I took a little license with her first wig, which is 14-year-old Priscilla’s real hair. It’s hard to know because all those photos are black and white, but you can tell it was much darker [brunette] and the style was a certain way. So I kept it at a light natural brown color that worked for Cailee and put her in the ponytail, which helped her look 14 years old. I planned that the hair would get longer and the colors would get richer and richer, and then the hair would get bigger and bigger as she evolved into the glammy looks.
She’s still got her natural hair color, but she’s getting glam. She’s trying to look more grown-up. So she’s teasing the hair and playing around with just a little bit of eyeliner. And then her mother gets upset when she sees her at the airport [after returning from her first trip to Graceland]. That was fun to do. Sofia wanted her to look like a wreck for that moment.
She’s doing everything Elvis wants. He’s dictating all her looks. She wants to look more grown-up. He’s hanging around with Nancy Sinatra and Ann-Margret, and there are all these sirens continually hanging around at Graceland.
Then we go into the reveal in the salon, which is her jet black wig with a bang. I purposely put the bang on that wig because she’s still young; we call that the baby-glam phase. She’s still a teenager and going to high school, but she’s all taken by Elvis and he’s telling her how to wear her hair, makeup, and clothes. But she’s not really grown-up yet. With that wig, I added a long tail for certain scenes when she had the little updo at school.
Her hair is an off-black color now, not jet black. And then the next wig you end up seeing is in the wedding, and it’s longer, there’s no bang, and it is a soft off-black color, but I added a lot of rich, warm tones to that. She’s mature now. She’s majorly glammed with that big, high feminine bouffant.
I called it the “big apex wig,” when she had Lisa Marie at the hospital. It’s a whole top, and it’s a vintage ’50s topper piece. It’s like putting another wig on top of a wig. Cailee didn’t complain at all about it being heavy or anything, but it had to have been. We would laugh at those moments when I’d be gluing her lace on and she’d be holding it.
It almost seems too big. I don’t know if I had the wig as big as Priscilla’s, but somehow Priscilla Presley pulled that off so effortlessly. It’s a fine balance, because I didn’t want it to be cosplay. I did dig my heels in the ground about wanting it to work for Cailee and not just doing an imitation. But I had to respect historical accuracy. I was always checking in with myself, always looking at pictures and looking at Cailee.

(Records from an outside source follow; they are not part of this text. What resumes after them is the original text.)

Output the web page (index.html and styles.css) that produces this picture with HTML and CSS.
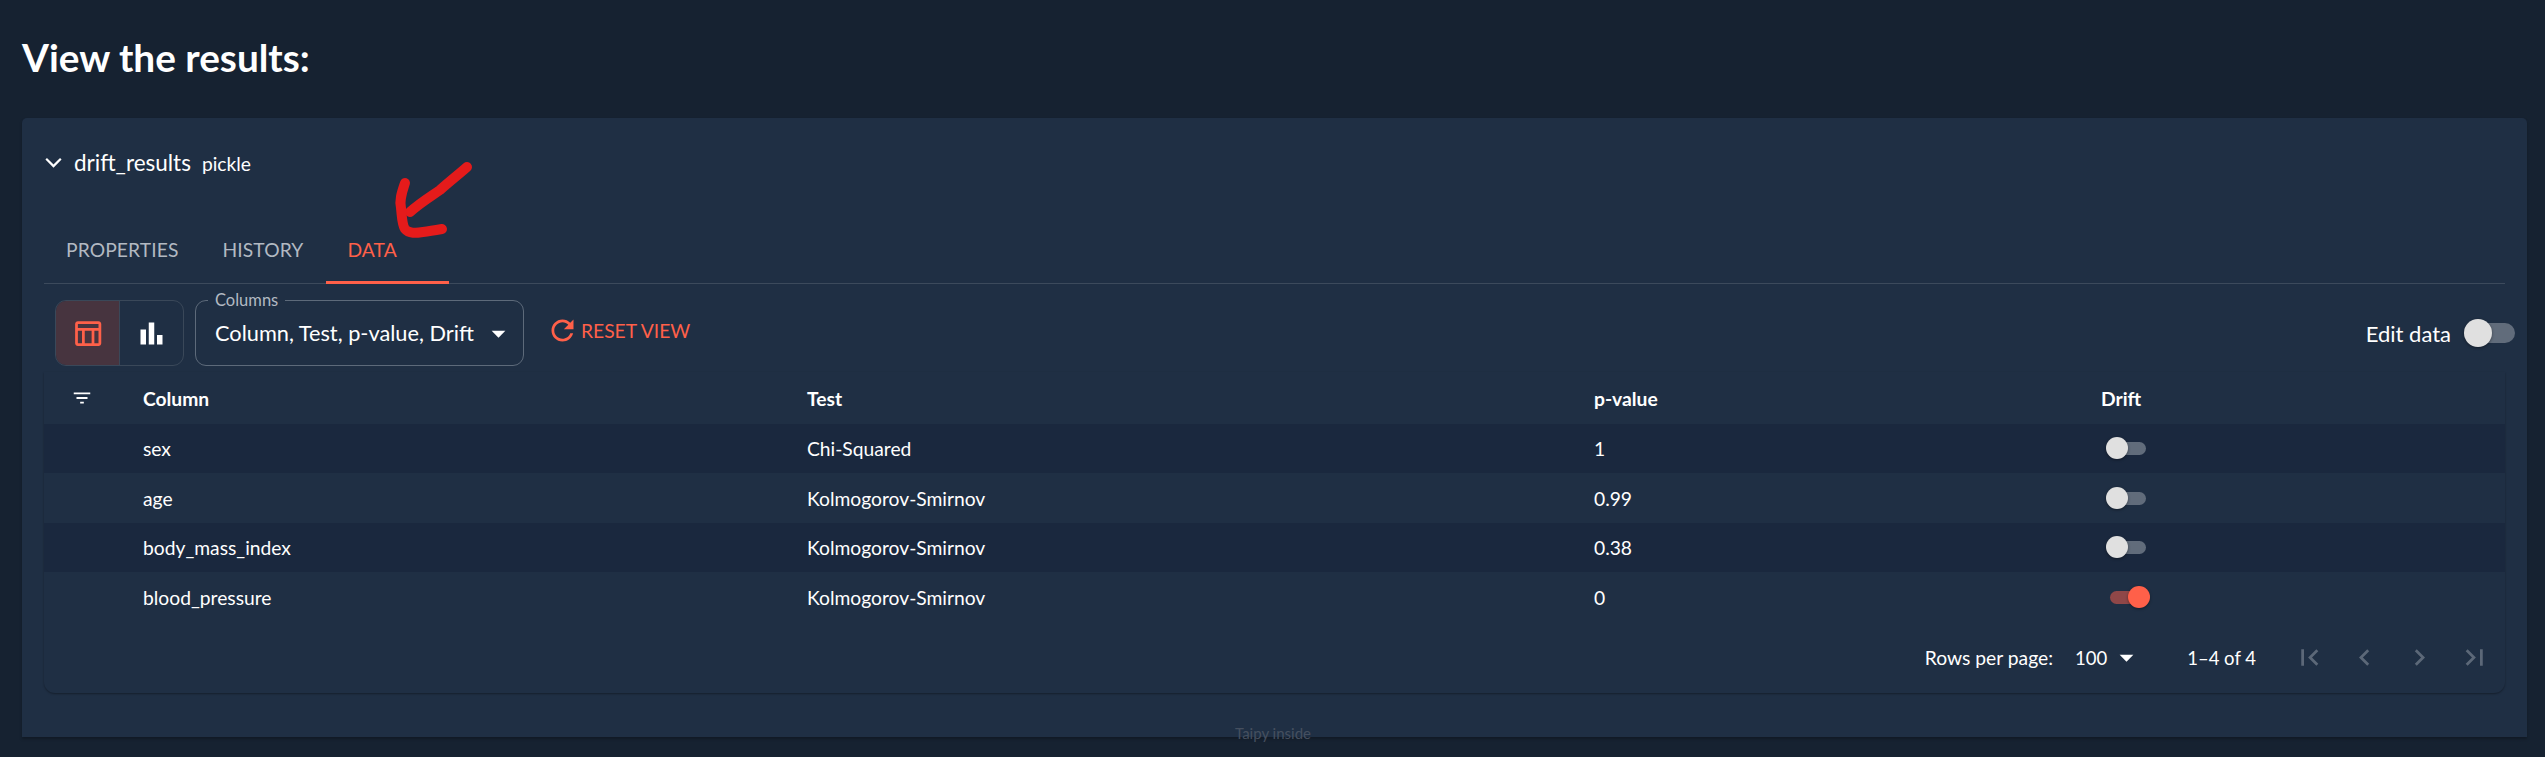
FILE: index.html
```html
<!DOCTYPE html>
<html lang="en">

<head>
    <meta charset="UTF-8">
    <meta name="viewport" content="width=device-width, initial-scale=1.0">
    <title>View the results</title>
    <link rel="stylesheet" href="styles.css">
</head>

<body>
    <main class="page">
        <h1 class="page-title">View the results:</h1>

        <section class="card">
            <div class="expander-head">
                <svg class="icon icon-chevron" viewBox="0 0 24 24"><path d="M6.7 9.3 12 14.6l5.3-5.3" /></svg>
                <span class="expander-name">drift_results</span>
                <span class="expander-type">pickle</span>
            </div>

            <div class="tabs">
                <div class="tab">PROPERTIES</div>
                <div class="tab">HISTORY</div>
                <div class="tab tab-active">DATA</div>
            </div>

            <div class="toolbar">
                <div class="view-toggle">
                    <button class="view-btn view-btn-active">
                        <svg class="icon" viewBox="0 0 24 24"><path d="M20 3H5c-1.1 0-2 .9-2 2v14c0 1.1.9 2 2 2h15c1.1 0 2-.9 2-2V5c0-1.1-.9-2-2-2zm0 2v3H5V5h15zm-5 14h-5v-9h5v9zM5 10h3v9H5v-9zm12 9v-9h3v9h-3z" /></svg>
                    </button>
                    <button class="view-btn">
                        <svg class="icon" viewBox="0 0 24 24"><path d="M4 9h4v11H4zm12 4h4v7h-4zm-6-9h4v16h-4z" /></svg>
                    </button>
                </div>

                <div class="select">
                    <span class="select-label">Columns</span>
                    <span class="select-value">Column, Test, p-value, Drift</span>
                    <svg class="icon select-arrow" viewBox="0 0 24 24"><path d="M7 10l5 5 5-5z" /></svg>
                </div>

                <button class="reset-btn">
                    <svg class="icon" viewBox="0 0 24 24"><path d="M17.65 6.35C16.2 4.9 14.21 4 12 4c-4.42 0-7.99 3.58-7.99 8s3.57 8 7.99 8c3.73 0 6.84-2.55 7.73-6h-2.08c-.82 2.33-3.04 4-5.65 4-3.31 0-6-2.69-6-6s2.69-6 6-6c1.66 0 3.14.69 4.22 1.78L13 11h7V4l-2.35 2.35z" /></svg>
                    <span>RESET VIEW</span>
                </button>

                <div class="edit-data">
                    <span>Edit data</span>
                    <span class="switch"><span class="switch-thumb"></span></span>
                </div>
            </div>

            <div class="table-panel">
                <table class="data-table">
                    <thead>
                        <tr>
                            <th class="col-filter">
                                <svg class="icon icon-small" viewBox="0 0 24 24"><path d="M10 18h4v-2h-4v2zM3 6v2h18V6H3zm3 7h12v-2H6v2z" /></svg>
                            </th>
                            <th class="col-name">Column</th>
                            <th class="col-test">Test</th>
                            <th class="col-pvalue">p-value</th>
                            <th>Drift</th>
                        </tr>
                    </thead>
                    <tbody>
                        <tr>
                            <td></td>
                            <td>sex</td>
                            <td>Chi-Squared</td>
                            <td>1</td>
                            <td><span class="switch switch-small"><span class="switch-thumb"></span></span></td>
                        </tr>
                        <tr>
                            <td></td>
                            <td>age</td>
                            <td>Kolmogorov-Smirnov</td>
                            <td>0.99</td>
                            <td><span class="switch switch-small"><span class="switch-thumb"></span></span></td>
                        </tr>
                        <tr>
                            <td></td>
                            <td>body_mass_index</td>
                            <td>Kolmogorov-Smirnov</td>
                            <td>0.38</td>
                            <td><span class="switch switch-small"><span class="switch-thumb"></span></span></td>
                        </tr>
                        <tr>
                            <td></td>
                            <td>blood_pressure</td>
                            <td>Kolmogorov-Smirnov</td>
                            <td>0</td>
                            <td><span class="switch switch-small switch-on"><span class="switch-thumb"></span></span></td>
                        </tr>
                    </tbody>
                </table>

                <div class="pagination">
                    <span class="rows-label">Rows per page:</span>
                    <span class="rows-select">
                        100
                        <svg class="icon rows-arrow" viewBox="0 0 24 24"><path d="M7 10l5 5 5-5z" /></svg>
                    </span>
                    <span class="page-range">1–4 of 4</span>
                    <span class="page-buttons">
                        <svg class="icon" viewBox="0 0 24 24"><path d="M18.41 16.59L13.82 12l4.59-4.59L17 6l-6 6 6 6zM6 6h2v12H6z" /></svg>
                        <svg class="icon" viewBox="0 0 24 24"><path d="M15.41 7.41L14 6l-6 6 6 6 1.41-1.41L10.83 12z" /></svg>
                        <svg class="icon" viewBox="0 0 24 24"><path d="M10 6L8.59 7.41 13.17 12l-4.58 4.59L10 18l6-6z" /></svg>
                        <svg class="icon" viewBox="0 0 24 24"><path d="M5.59 7.41L10.18 12l-4.59 4.59L7 18l6-6-6-6zM16 6h2v12h-2z" /></svg>
                    </span>
                </div>
            </div>
        </section>

        <div class="taipy-inside">Taipy inside</div>

        <!-- hand drawn arrow on top of the screenshot -->
        <svg class="red-arrow" viewBox="0 0 90 90">
            <path d="M69 5 C60 13 52 19 42 28 C32 35 22 41 12 50" />
            <path d="M7 21 C4 30 1 38 3 46 C4 55 4 63 7 67 C11 72 18 71 25 70 C32 69 38 68 44 67" />
        </svg>
    </main>
</body>

</html>
```

FILE: styles.css
```css
* {
    box-sizing: border-box;
}

body {
    margin: 0;
    background-color: #162231;
    color: #ffffff;
    font-family: Lato, "Liberation Sans", sans-serif;
    font-size: 19.25px;
}

.page {
    position: relative;
    height: 757px;
    padding: 0 18px 0 22px;
    overflow: hidden;
}

.page-title {
    margin: 0;
    height: 118px;
    padding-top: 35px;
    font-size: 38.75px;
    font-weight: 700;
    line-height: 44px;
}

.icon {
    display: block;
    width: 33px;
    height: 33px;
    fill: currentColor;
    flex-shrink: 0;
}

.icon-small {
    width: 22px;
    height: 22px;
}

.icon-chevron {
    fill: none;
    stroke: currentColor;
    stroke-width: 1.6;
}

.card {
    height: 619px;
    padding: 0 22px;
    background-color: #1f2f44;
    border-radius: 5px 5px 0 0;
    box-shadow: 0 2px 3px rgba(0, 0, 0, 0.25);
}

.expander-head {
    display: flex;
    align-items: center;
    height: 88px;
    margin-bottom: 11px;
    color: #ffffff;
}

.expander-head .icon {
    margin-left: -7px;
}

.expander-name {
    margin-left: 4px;
    font-size: 22.5px;
}

.expander-type {
    margin-left: 11px;
    margin-top: 2px;
    font-size: 19.25px;
}

.tabs {
    display: flex;
    height: 67px;
    border-bottom: 1px solid #3c4a5c;
}

.tab {
    height: 67px;
    padding: 0 22px;
    line-height: 66px;
    color: #b2b9c2;
    letter-spacing: 0.1px;
}

.tab-active {
    width: 123px;
    margin-left: 1px;
    padding-left: 21px;
    color: #ff6049;
    border-bottom: 3px solid #ff6049;
}

.toolbar {
    display: flex;
    align-items: center;
    height: 66px;
    margin: 16px -10px 6px 11px;
}

.view-toggle {
    display: flex;
    width: 129px;
    height: 66px;
    border: 1px solid #3a4859;
    border-radius: 11px;
    overflow: hidden;
}

.view-btn {
    display: flex;
    align-items: center;
    justify-content: center;
    flex: 1;
    padding: 0;
    border: 0;
    background: none;
    color: #ffffff;
}

.view-btn-active {
    color: #ff6049;
    background-color: #47343f;
    border-right: 1px solid #3a4859;
}

.select {
    position: relative;
    display: flex;
    align-items: center;
    justify-content: space-between;
    width: 329px;
    height: 66px;
    margin-left: 11px;
    padding: 0 9px 0 19px;
    border: 1px solid #5d6a7a;
    border-radius: 11px;
}

.select-label {
    position: absolute;
    top: -11px;
    left: 12px;
    padding: 0 7px;
    background-color: #1f2f44;
    color: #b2b9c2;
    font-size: 16.5px;
    line-height: 20px;
}

.select-value {
    font-size: 21.75px;
}

.select-arrow {
    margin-right: -1px;
}

.reset-btn {
    display: flex;
    align-items: center;
    margin: -6px 0 0 22px;
    padding: 0;
    border: 0;
    background: none;
    color: #ff6049;
    font-family: inherit;
    font-size: 19.25px;
}

.reset-btn .icon {
    margin-right: 2px;
}

.edit-data {
    display: flex;
    align-items: center;
    margin-left: auto;
    font-size: 22px;
}

.switch {
    position: relative;
    display: block;
    width: 47px;
    height: 20px;
    margin-left: 17px;
    border-radius: 10px;
    background-color: #616c7b;
}

.switch-thumb {
    position: absolute;
    top: -4px;
    left: -4px;
    width: 28px;
    height: 28px;
    border-radius: 50%;
    background-color: #e0e0e0;
    box-shadow: 0 1px 3px rgba(0, 0, 0, 0.4);
}

.switch-small {
    width: 36px;
    height: 13px;
    margin-left: 9px;
    border-radius: 7px;
}

.switch-small .switch-thumb {
    top: -5px;
    left: -4px;
    width: 22px;
    height: 22px;
}

.switch-on {
    background-color: #8f4748;
}

.switch-on .switch-thumb {
    left: 18px;
    background-color: #ff6049;
}

.table-panel {
    height: 321px;
    border-radius: 0 0 11px 11px;
    box-shadow: 0 1px 2px rgba(0, 0, 0, 0.35);
}

.data-table {
    width: 100%;
    table-layout: fixed;
    border-collapse: collapse;
}

.data-table th,
.data-table td {
    padding: 0 22px;
    text-align: left;
}

.data-table th {
    height: 52px;
    font-weight: 700;
}

.data-table td {
    height: 49px;
}

.data-table tbody tr:nth-child(even) td {
    height: 50px;
}

.data-table tbody tr:nth-child(odd) {
    background-color: #1a283e;
}

.col-filter {
    width: 77px;
}

.data-table .col-filter {
    padding: 0 0 0 27px;
}

.col-name {
    width: 664px;
}

.col-test {
    width: 787px;
}

.col-pvalue {
    width: 507px;
}

.pagination {
    display: flex;
    align-items: center;
    justify-content: flex-end;
    height: 71px;
    padding-right: 14px;
}

.rows-select {
    display: flex;
    align-items: center;
    margin-left: 22px;
    font-size: 18.5px;
}

.rows-arrow {
    margin-left: 3px;
}

.page-range {
    margin-left: 44px;
    font-size: 18.5px;
}

.page-buttons {
    display: flex;
    gap: 22px;
    margin-left: 37px;
    color: #5c6878;
}

.taipy-inside {
    position: absolute;
    top: 724px;
    left: 1235px;
    color: #454f5f;
    font-size: 15px;
    line-height: 18px;
}

.red-arrow {
    position: absolute;
    top: 162px;
    left: 398px;
    width: 90px;
    height: 90px;
    overflow: visible;
}

.red-arrow path {
    fill: none;
    stroke: #e51b1b;
    stroke-width: 10;
    stroke-linecap: round;
    stroke-linejoin: round;
}
```
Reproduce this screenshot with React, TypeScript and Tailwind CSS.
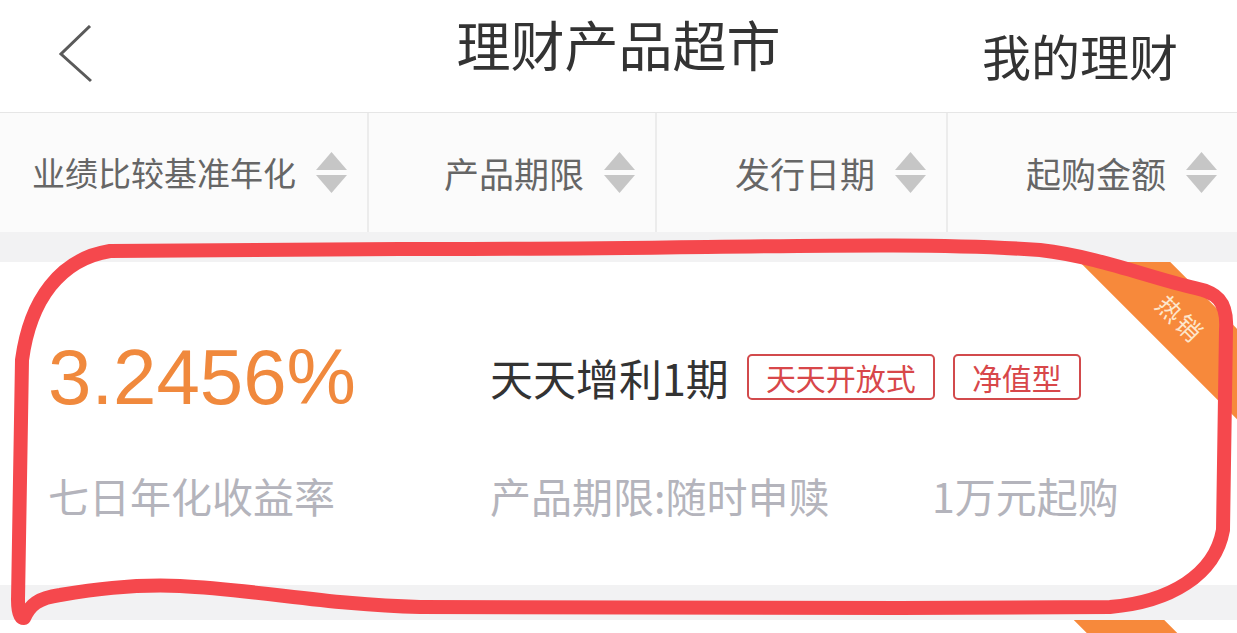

We go from that to the family-portrait look, we called it. Now her hair’s longer, but she’s getting out of the bouffant. And from there we go into the ’70s look. For the last wig, in 1972, I purposely chose a color variant from the first wig. There was something about the ’70s look—I shouldn’t speak for her, but I had a feeling that was Cailee’s favorite look. She loved wearing that wig. There was something about it on her, as well as the 14-year-old wig: It just looked so natural on her.
And then with the tanned makeup that Jo-Ann did, with a slight bit of shimmer in there, there was something empowering for Cailee when we put together the costume and the makeup and the hair. Like I said, I did try to respect real reference photos of Priscilla in that time, but I took a little more license because I wanted to show that arc from the beginning. Then, when she leaves [Elvis] at the end of the film, she’s found herself again and she’s doing what she wants with her hair and her look.